There is no reason to fly through a thunderstorm in peacetime. Sign over squadron ops desk at Davis-Monthan AFB, AZ, 1970).
If something hasn't broken on your helicopter, it's about to.
Basic Flying Rules: Try to stay in the middle of the air. Do not go near the edges of it. The edges of the air can be recognized by the appearance of ground, buildings, sea, trees and interstellar space. It is much more difficult to fly there.
You know that your landing gear is up and locked when it takes full power to taxi to the terminal.
As the test pilot climbs out of the experimental aircraft, having torn off the wings and tail in the crash landing, the crash truck arrives, the rescuer sees a bloodied pilot and asks, "What happened?" The pilot's reply, "I don't know, I just got here myself!" [Attributed to Ray Crandell Lockheed Test Pilot]
True story: In my 20's I made my living as a musician and played a lot of enlisted men's clubs. We're setting up at a club on a Navy base in the south and there's a seaman mopping the floor (this is before KBR took over everything).
He looks at me says "Man I wish I was in a band. You get to have fun, meet people, travel to places..."
I'm thinking "WTF? Isn't that the Navy recruiting commercial?"
US Army's Rules 1. Be courteous to everyone, friendly to no one. 2. Decide to be aggressive enough quickly enough. 3. Have a plan. 4. Have a back-up plan, because the first plan will probably get fouled up. 5. Be polite and professional. But have a plan to kill everyone you meet. 6. Do not attend a gunfight with a handgun whose caliber does not start with a 4. 7. Anything worth shooting is worth shooting twice. Ammo is cheap. Life is expensive. 8. Move away from your attacker. Distance is your friend. (Lateral and diagonal preferred.) 9. Use cover or concealment as much as possible. 10. Flank your adversary when possible. Protect yours. 11. Always cheat; always win. The only unfair fight is the one you lose. 12. In ten years nobody will remember the details of caliber, stance, or tactics. They will only remember who lived. 13. If you are not shooting, you should be communicating or reloading. 14. Someday someone may kill you with your own gun, but they damn well should have to beat you to death with it because it's empty. 15. And above all ... don't drop your guard.
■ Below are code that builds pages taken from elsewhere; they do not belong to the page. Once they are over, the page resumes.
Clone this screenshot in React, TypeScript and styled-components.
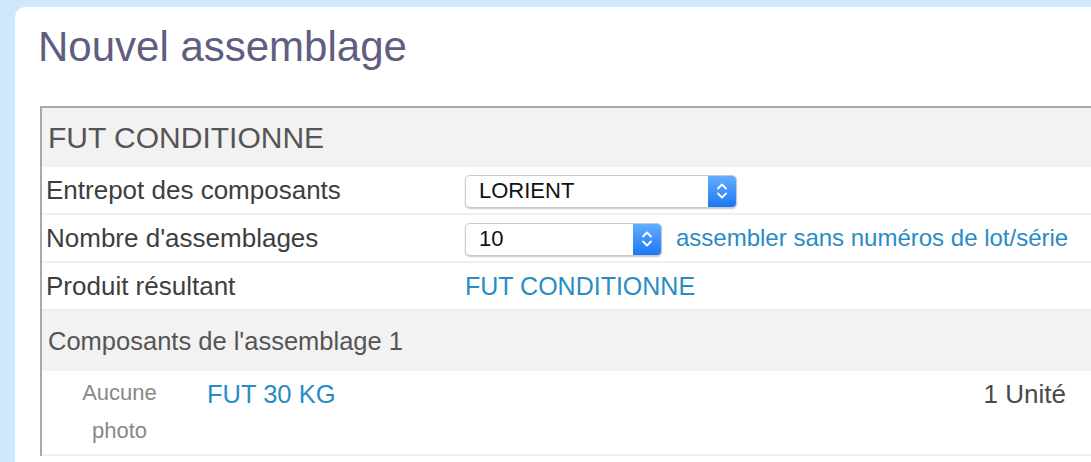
import React from "react";
import styled, { createGlobalStyle } from "styled-components";

const Global = createGlobalStyle`
  html, body { margin: 0; padding: 0; }
  body {
    background: #cfe8fb;
    overflow: hidden;
    font-family: "Liberation Sans", Arial, Helvetica, sans-serif;
  }
`;

const Card = styled.div`
  margin: 7px 0 0 15px;
  padding: 16px 0 0 25px;
  box-sizing: border-box;
  height: calc(100vh - 7px);
  overflow: hidden;
  background: #ffffff;
  border-top-left-radius: 10px;
`;

const Title = styled.h1`
  margin: 0 0 35px -2px;
  font-size: 42px;
  line-height: 48px;
  font-weight: 400;
  color: #5f5e81;
`;

const Table = styled.div`
  border-top: 2px solid #a9a9a9;
  border-left: 2px solid #a9a9a9;
  display: flex;
  flex-direction: column;
`;

const SectionHeader = styled.div<{ $h: number; $size: number }>`
  height: ${(p) => p.$h}px;
  display: flex;
  align-items: center;
  padding-left: 6px;
  background: #f2f2f2;
  color: #555555;
  font-size: ${(p) => p.$size}px;
`;

const Row = styled.div`
  display: grid;
  grid-template-columns: 423px 1fr;
  align-items: center;
  height: 46px;
  border-bottom: 2px solid #efefef;
`;

const Label = styled.div`
  padding-left: 4px;
  font-size: 26px;
  color: #3e3e3e;
`;

const Value = styled.div`
  display: flex;
  align-items: center;
  gap: 14px;
`;

const Link = styled.a<{ $size: number }>`
  font-size: ${(p) => p.$size}px;
  color: #2a8cc4;
  text-decoration: none;
  cursor: pointer;
`;

const SelectBox = styled.div<{ $w: number }>`
  width: ${(p) => p.$w}px;
  height: 33px;
  margin-top: 2px;
  box-sizing: border-box;
  display: flex;
  align-items: stretch;
  border: 1px solid #c9c9c9;
  border-radius: 5px;
  background: #ffffff;
  box-shadow: 0 1px 1.5px rgba(0, 0, 0, 0.22);
  overflow: hidden;
`;

const SelectText = styled.div`
  flex: 1;
  display: flex;
  align-items: center;
  padding-left: 13px;
  font-size: 22px;
  color: #111111;
`;

const SelectArrow = styled.div`
  width: 28px;
  display: flex;
  align-items: center;
  justify-content: center;
  background: linear-gradient(#62adff, #1b78f3);
`;

const ComponentRow = styled.div`
  display: grid;
  grid-template-columns: 155px 1fr auto;
  align-items: start;
  padding: 3px 0 4px;
  border-bottom: 2px solid #efefef;
`;

const Photo = styled.div`
  text-align: center;
  font-size: 22px;
  line-height: 38px;
  color: #888888;
`;

const CompName = styled.div`
  padding-left: 10px;
  line-height: 40px;
`;

const Qty = styled.div`
  padding-right: 25px;
  font-size: 26px;
  line-height: 40px;
  color: #4a4a4a;
`;

const Chevrons = () => (
  <svg width="12" height="20" viewBox="0 0 12 20" fill="none">
    <path d="M2 7.5 L6 3.5 L10 7.5" stroke="#fff" strokeWidth="1.8" strokeLinecap="round" strokeLinejoin="round" />
    <path d="M2 12.5 L6 16.5 L10 12.5" stroke="#fff" strokeWidth="1.8" strokeLinecap="round" strokeLinejoin="round" />
  </svg>
);

const Select = ({ value, width }: { value: string; width: number }) => (
  <SelectBox $w={width}>
    <SelectText>{value}</SelectText>
    <SelectArrow>
      <Chevrons />
    </SelectArrow>
  </SelectBox>
);

export default function App() {
  return (
    <>
      <Global />
      <Card>
        <Title>Nouvel assemblage</Title>
        <Table>
          <SectionHeader $h={59} $size={30}>FUT CONDITIONNE</SectionHeader>
          <Row>
            <Label>Entrepot des composants</Label>
            <Value>
              <Select value="LORIENT" width={272} />
            </Value>
          </Row>
          <Row>
            <Label>Nombre d'assemblages</Label>
            <Value>
              <Select value="10" width={197} />
              <Link $size={24}>assembler sans numéros de lot/série</Link>
            </Value>
          </Row>
          <Row>
            <Label>Produit résultant</Label>
            <Value>
              <Link $size={25}>FUT CONDITIONNE</Link>
            </Value>
          </Row>
          <SectionHeader $h={60} $size={25.5}>Composants de l'assemblage 1</SectionHeader>
          <ComponentRow>
            <Photo>
              Aucune
              <br />
              photo
            </Photo>
            <CompName>
              <Link $size={25.5}>FUT 30 KG</Link>
            </CompName>
            <Qty>1 Unité</Qty>
          </ComponentRow>
        </Table>
      </Card>
    </>
  );
}
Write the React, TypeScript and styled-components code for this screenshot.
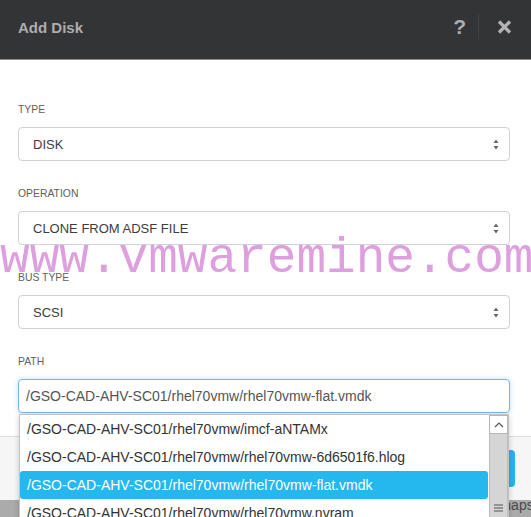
import React from "react";
import styled, { createGlobalStyle } from "styled-components";

const GlobalStyle = createGlobalStyle`
  html, body { margin: 0; padding: 0; }
  body { font-family: "Liberation Sans", Arial, sans-serif; background: #ababab; }
  * { box-sizing: border-box; }
`;

const Page = styled.div`
  position: relative;
  width: 531px;
  height: 517px;
  overflow: hidden;
  background: #ababab;
  display: flex;
  flex-direction: column;
`;

const Modal = styled.div`
  background: #fff;
  display: flex;
  flex-direction: column;
`;

const Header = styled.div`
  height: 60px;
  background: #333436;
  border-bottom: 1px solid #8e8e8e;
  padding: 0 19px 6px 18px;
  display: flex;
  align-items: center;
  justify-content: space-between;
`;

const Title = styled.div`
  color: #adadad;
  font-size: 15px;
  font-weight: bold;
  margin-top: 1px;
`;

const HeaderActions = styled.div`
  display: flex;
  align-items: center;
`;

const HelpButton = styled.span`
  color: #adadad;
  font-size: 21px;
  font-weight: bold;
  line-height: 1;
  margin-top: -1px;
`;

const Divider = styled.span`
  width: 1px;
  height: 25px;
  background: #404144;
  margin: 0 18px 0 12px;
`;

const CloseIcon = styled.svg`
  display: block;
  margin-top: 1px;
`;

const Body = styled.div`
  padding: 44px 21px 23px 18px;
  display: flex;
  flex-direction: column;
  gap: 27px;
`;

const Field = styled.div`
  display: flex;
  flex-direction: column;
`;

const Label = styled.div`
  font-size: 10.4px;
  line-height: 12px;
  height: 12px;
  color: #5e5e5e;
  margin-bottom: 11px;
`;

const SelectBox = styled.div`
  height: 34px;
  border: 1px solid #cfd2d6;
  border-radius: 4px;
  padding: 0 10px 0 14px;
  display: flex;
  align-items: center;
  justify-content: space-between;
  font-size: 13px;
  color: #3d3d3d;
`;

const TextInput = styled.input`
  height: 34px;
  width: 100%;
  border: 1px solid #7fb6e6;
  border-radius: 4px;
  padding: 0 7px;
  font-family: "Liberation Sans", Arial, sans-serif;
  font-size: 14px;
  color: #555;
  outline: none;
  box-shadow: 0 0 5px rgba(102, 175, 233, 0.45);
`;

const Footer = styled.div`
  height: 64px;
  border-top: 1px solid #dddddd;
  background: #f6f6f6;
  padding: 13px 16px 0 0;
  display: flex;
  justify-content: flex-end;
  align-items: flex-start;
`;

const PrimaryButton = styled.button`
  height: 37px;
  width: 90px;
  border: none;
  border-radius: 4px;
  background: #23b6ec;
  color: #fff;
  font-family: "Liberation Sans", Arial, sans-serif;
  font-size: 14px;
`;

const BackdropStrip = styled.div`
  flex: 1;
  background: #ababab;
  padding-left: 494px;
  font-size: 14px;
  line-height: 10px;
  color: #4a4a4a;
  white-space: nowrap;
`;

const Watermark = styled.div`
  position: absolute;
  top: 235px;
  left: 0;
  font-family: "Liberation Mono", "Courier New", monospace;
  font-size: 49.4px;
  line-height: 49px;
  color: #dd9fdd;
  white-space: nowrap;
  pointer-events: none;
`;

const Dropdown = styled.div`
  position: absolute;
  top: 414px;
  left: 19px;
  width: 490px;
  height: 110px;
  background: #fff;
  border: 1px solid #c4c4c4;
  box-shadow: 0 2px 6px rgba(0, 0, 0, 0.2);
  display: flex;
`;

const Options = styled.div`
  flex: 1;
  display: flex;
  flex-direction: column;
`;

const Option = styled.div<{ $active?: boolean }>`
  height: 28px;
  line-height: 28px;
  padding-left: 7px;
  margin-right: 1px;
  font-size: 14px;
  white-space: nowrap;
  border-radius: 3px;
  color: ${(p) => (p.$active ? "#fff" : "#333")};
  background: ${(p) => (p.$active ? "#25b8ee" : "transparent")};
`;

const Scrollbar = styled.div`
  width: 19px;
  display: flex;
  flex-direction: column;
`;

const ScrollUp = styled.div`
  height: 19px;
  background: #fff;
  border: 1px solid #b5b5b5;
  display: flex;
  align-items: center;
  justify-content: center;
`;

const ScrollThumb = styled.div`
  flex: 1;
  background: #d5d5d5;
  border-left: 1px solid #bdbdbd;
  border-right: 1px solid #bdbdbd;
  display: flex;
  justify-content: center;
  padding-top: 70px;
`;

const Arrows = () => (
  <svg width="6" height="11" viewBox="0 0 6 11">
    <path d="M3 0.5 L5.5 4 L0.5 4 Z" fill="#666" />
    <path d="M3 10.5 L5.5 7 L0.5 7 Z" fill="#666" />
  </svg>
);

const fields = [
  { label: "TYPE", value: "DISK" },
  { label: "OPERATION", value: "CLONE FROM ADSF FILE" },
  { label: "BUS TYPE", value: "SCSI" },
];

const options = [
  "/GSO-CAD-AHV-SC01/rhel70vmw/imcf-aNTAMx",
  "/GSO-CAD-AHV-SC01/rhel70vmw/rhel70vmw-6d6501f6.hlog",
  "/GSO-CAD-AHV-SC01/rhel70vmw/rhel70vmw-flat.vmdk",
  "/GSO-CAD-AHV-SC01/rhel70vmw/rhel70vmw.nvram",
];

export default function App() {
  return (
    <>
      <GlobalStyle />
      <Page>
        <Modal>
          <Header>
            <Title>Add Disk</Title>
            <HeaderActions>
              <HelpButton>?</HelpButton>
              <Divider />
              <CloseIcon width="15" height="14" viewBox="0 0 15 14">
                <path d="M2 1.5 L13 12.5 M13 1.5 L2 12.5" stroke="#b3b3b3" strokeWidth="3.2" />
              </CloseIcon>
            </HeaderActions>
          </Header>
          <Body>
            {fields.map((f) => (
              <Field key={f.label}>
                <Label>{f.label}</Label>
                <SelectBox>
                  <span>{f.value}</span>
                  <Arrows />
                </SelectBox>
              </Field>
            ))}
            <Field>
              <Label>PATH</Label>
              <TextInput readOnly value="/GSO-CAD-AHV-SC01/rhel70vmw/rhel70vmw-flat.vmdk" />
            </Field>
          </Body>
          <Footer>
            <PrimaryButton>Add</PrimaryButton>
          </Footer>
        </Modal>
        <BackdropStrip>Snaps</BackdropStrip>
        <Watermark>www.vmwaremine.com</Watermark>
        <Dropdown>
          <Options>
            {options.map((o, i) => (
              <Option key={o} $active={i === 2}>
                {o}
              </Option>
            ))}
          </Options>
          <Scrollbar>
            <ScrollUp>
              <svg width="10" height="6" viewBox="0 0 10 6">
                <polyline points="1,5 5,1 9,5" fill="none" stroke="#555" strokeWidth="1.2" />
              </svg>
            </ScrollUp>
            <ScrollThumb>
              <svg width="9" height="8" viewBox="0 0 9 8">
                <path d="M0 1 H9 M0 4 H9 M0 7 H9" stroke="#555" strokeWidth="1.2" />
              </svg>
            </ScrollThumb>
          </Scrollbar>
        </Dropdown>
      </Page>
    </>
  );
}
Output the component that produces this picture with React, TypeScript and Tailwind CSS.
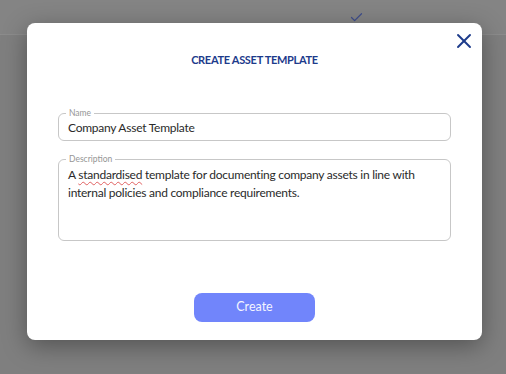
import React from 'react';
import { X, Check } from 'lucide-react';

const font = { fontFamily: 'Lato, "Open Sans", sans-serif' };

const Field: React.FC<{ label: string; className?: string; children: React.ReactNode }> = ({
  label,
  className = '',
  children,
}) => (
  <fieldset className={`rounded-md border border-[#c7c7c7] px-[9px] ${className}`}>
    <legend className="ml-[-2px] px-[3px] text-[8.5px] leading-[10px] text-[#969696]">{label}</legend>
    {children}
  </fieldset>
);

export default function App() {
  return (
    <div className="relative h-[374px] w-[506px] overflow-hidden bg-[#7f7f7f]" style={font}>
      {/* page behind the overlay */}
      <div className="flex h-[35px] items-center border-b border-[#8c8c8c] bg-[#848484]">
        <Check className="ml-[349px] h-[15px] w-[15px] text-[#3f4e8c]" strokeWidth={2} />
      </div>

      {/* Modal */}
      <div className="absolute left-[27px] top-[23px] flex h-[317px] w-[455px] flex-col rounded-lg bg-white px-[31px] shadow-[0_6px_24px_rgba(0,0,0,0.35)]">
        <button className="absolute right-[6px] top-[6px] text-[#1d3b8b]" aria-label="Cerrar">
          <X className="h-[24px] w-[24px]" strokeWidth={1.9} />
        </button>

        <h2 className="mt-[30px] text-center text-[11px] font-bold leading-[14px] tracking-[-0.3px] text-[#1d3b8b]">
          CREATE ASSET TEMPLATE
        </h2>

        <Field label="Name" className="mt-[41px] h-[33px]">
          <div className="pt-[1px] text-[12px] leading-[17px] tracking-[-0.25px] text-[#2a2a2a]">
            Company Asset Template
          </div>
        </Field>

        <Field label="Description" className="mt-[13px] h-[87px]">
          <div className="pt-[2px] text-[12px] leading-[17.5px] tracking-[-0.25px] text-[#2a2a2a]">
            A{' '}
            <span className="underline decoration-[#e06060] decoration-wavy decoration-1 underline-offset-2">
              standardised
            </span>{' '}
            template for documenting company assets in line with internal policies and compliance requirements.
          </div>
        </Field>

        <div className="mt-auto mb-[18px] flex justify-center">
          <button className="h-[29px] w-[121px] rounded-lg bg-[#7185fb] text-[12.5px] text-[#f4f5ff]">
            Create
          </button>
        </div>
      </div>
    </div>
  );
}
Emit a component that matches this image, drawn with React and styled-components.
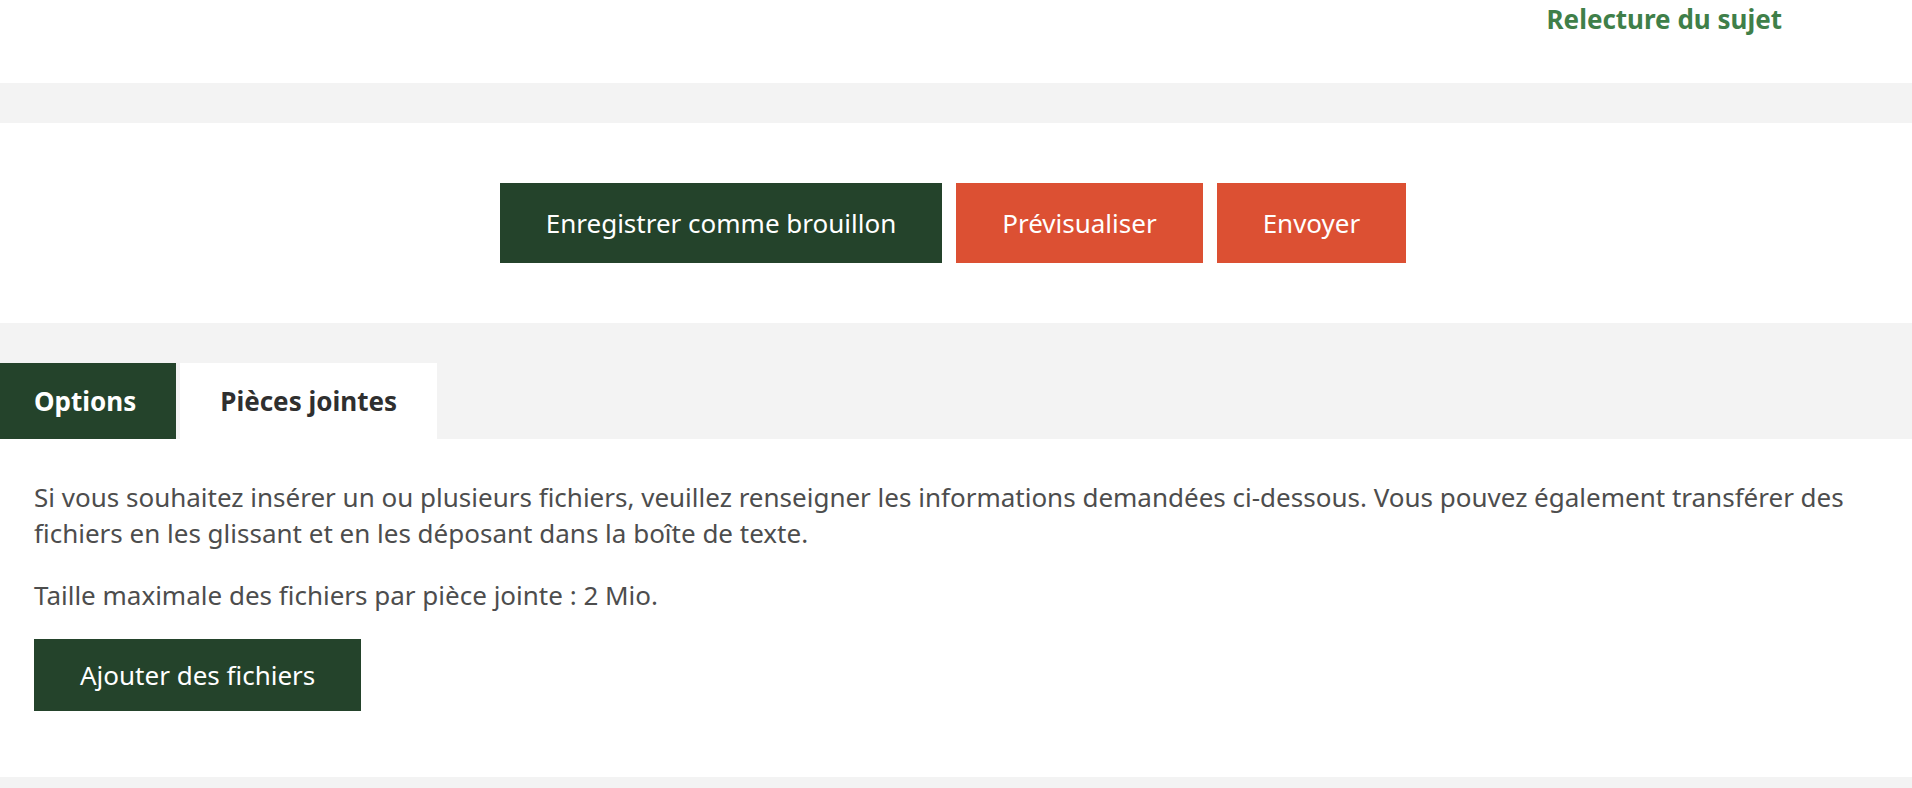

Navy SEALS Rules For Gun Fighting 1. Look very cool in sunglasses. 2. Kill every living thing within view. 3. Return quickly to looking cool in latest beachwear. 4. Check hair in mirror.
USMC Rules For Gun Fighting 1. Walk in 50 miles wearing 75-pound rucksack while starving. 2. Locate individuals requiring killing. 3. Request permission via radio from "Higher" to perform killing. 4. Curse bitterly when mission is aborted. 5. Walk out 50 miles wearing a 75-pound rucksack while starving.
US Army Rangers Rules For Gun Fighting 1. Select a new beret to wear. 2. Sew combat patch on right shoulder. 3. Change the color of beret you decide to wear.
US Air Force Rules For Gun Fighting 1. Have a cocktail. 2. Adjust temperature on air conditioner. 3. See what's on HBO. 4. Determine "what a gunfight is." 5. Request more funding from Congress with a killer Power Point presentation. 6. Wine and dine key Congressmen, invite DOD and defense industry executives. 7. Receive funding, set up new command and assemble assets. 8. Declare the assets "strategic" and never deploy them operationally. 9. Tell the Navy to send the Marines.
Navy Rules For Gun Fighting 1. Go to Sea. 2.. Drink coffee. 3. Watch movies. 4. Send in the Marines.